Aug 26, 2009 23:24
feel like i've reached a point in my life when reading old things is more interesting than embarrassing, not that some portions are no painful. i just realised that i've basically lived my entire life barely able to spell correctly. i recently found a short essay i wrote on living in kyoto from '03; a solid 5 years ago. how much i've changed since then. but then again, the core, perhaps, remains the same:
"The house has gotten a comfortable chaotic non-order to it, with solid old wooden furniture scattered about. On sunny morning the sun streams in all limpid like; at dusk there is a nostalgic gist to the staircase.
The house is situated in the best part of Kyoto, fairly northerly, sandwiched between the Imperial Palace Park and a large Buddhist temple. It is the rich part of Kyoto, full of shrines, temples, and old wooden houses hidden by walls and foliage. It feels more like a town than a city and contrasts with the relative urbanity of southern Kyoto.
Walk down this street and there is a grease pit of a teishoku that will let you eat as much as you like for 30 minutes of dish washing. Go that way and there is a mochi shop whose reputation is described by the folds and turns in its lines. It’s about a 15-minute stroll from the banks of the Kamo River, where one can stretch out in languorous afternoon naps."
...
"It has been exactly three months in Kyoto and I feel like things have settled, more or less, into the usual chaotic rhythms of a life described by scale independent ups and downs, turns and bifurcations. But I do look back with fondness at my first month here when things were not so established and the bright sheen of novelty laminated everything.

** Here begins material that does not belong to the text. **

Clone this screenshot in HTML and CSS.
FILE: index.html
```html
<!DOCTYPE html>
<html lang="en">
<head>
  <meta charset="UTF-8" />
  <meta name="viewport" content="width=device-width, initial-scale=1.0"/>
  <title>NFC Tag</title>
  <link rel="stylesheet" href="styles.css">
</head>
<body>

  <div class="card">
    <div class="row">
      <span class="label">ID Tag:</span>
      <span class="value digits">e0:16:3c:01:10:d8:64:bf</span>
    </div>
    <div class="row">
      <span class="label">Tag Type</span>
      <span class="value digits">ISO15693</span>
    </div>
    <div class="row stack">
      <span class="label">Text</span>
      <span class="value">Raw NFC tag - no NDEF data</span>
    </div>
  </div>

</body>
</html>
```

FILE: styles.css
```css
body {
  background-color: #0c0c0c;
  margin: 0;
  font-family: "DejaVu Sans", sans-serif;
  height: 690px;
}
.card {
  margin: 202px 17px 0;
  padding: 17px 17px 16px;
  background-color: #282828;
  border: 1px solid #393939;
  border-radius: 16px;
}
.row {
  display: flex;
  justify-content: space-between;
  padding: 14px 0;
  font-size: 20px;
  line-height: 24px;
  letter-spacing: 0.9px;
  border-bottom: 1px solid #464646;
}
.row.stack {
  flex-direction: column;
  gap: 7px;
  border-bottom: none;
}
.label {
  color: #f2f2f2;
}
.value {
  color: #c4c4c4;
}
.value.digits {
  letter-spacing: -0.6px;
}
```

I live my life comfortably and have been at the mercy of my own whims. Recently I have tried to impose a bit of discipline to achieve some of things I had set out to do. It has been gradually successful and some point equilibrium between fancy and control will be reached. In addition to the fellow’s basic requirements, I have a part time job teaching English at a local elementary school. It’s cheering to observe the bliss with which Japanese grade school children go about their days. However, it is sometimes very tiring to keep up with their vivacity. I’ve recorded some songs and shot off a few watercolors, but I can’t say I’m terribly happy with the results too far. I seem to be missing two diametrically opposed ingredients that I’ve found necessary in the past: grand inspiration and/or extreme boredom."
...
"More than once I have basked on the sunny bank of the Kamo river, -- with the pitch ravens whooshing o’er head, the clouds rushing through with some urgency, and the sun glinting through my squinting eyes -- thinking that it would be no great injustice to live in that instant forever."
pretty indulgent writing, but some parts ring profound nostaglic heart strings. the last bit especially.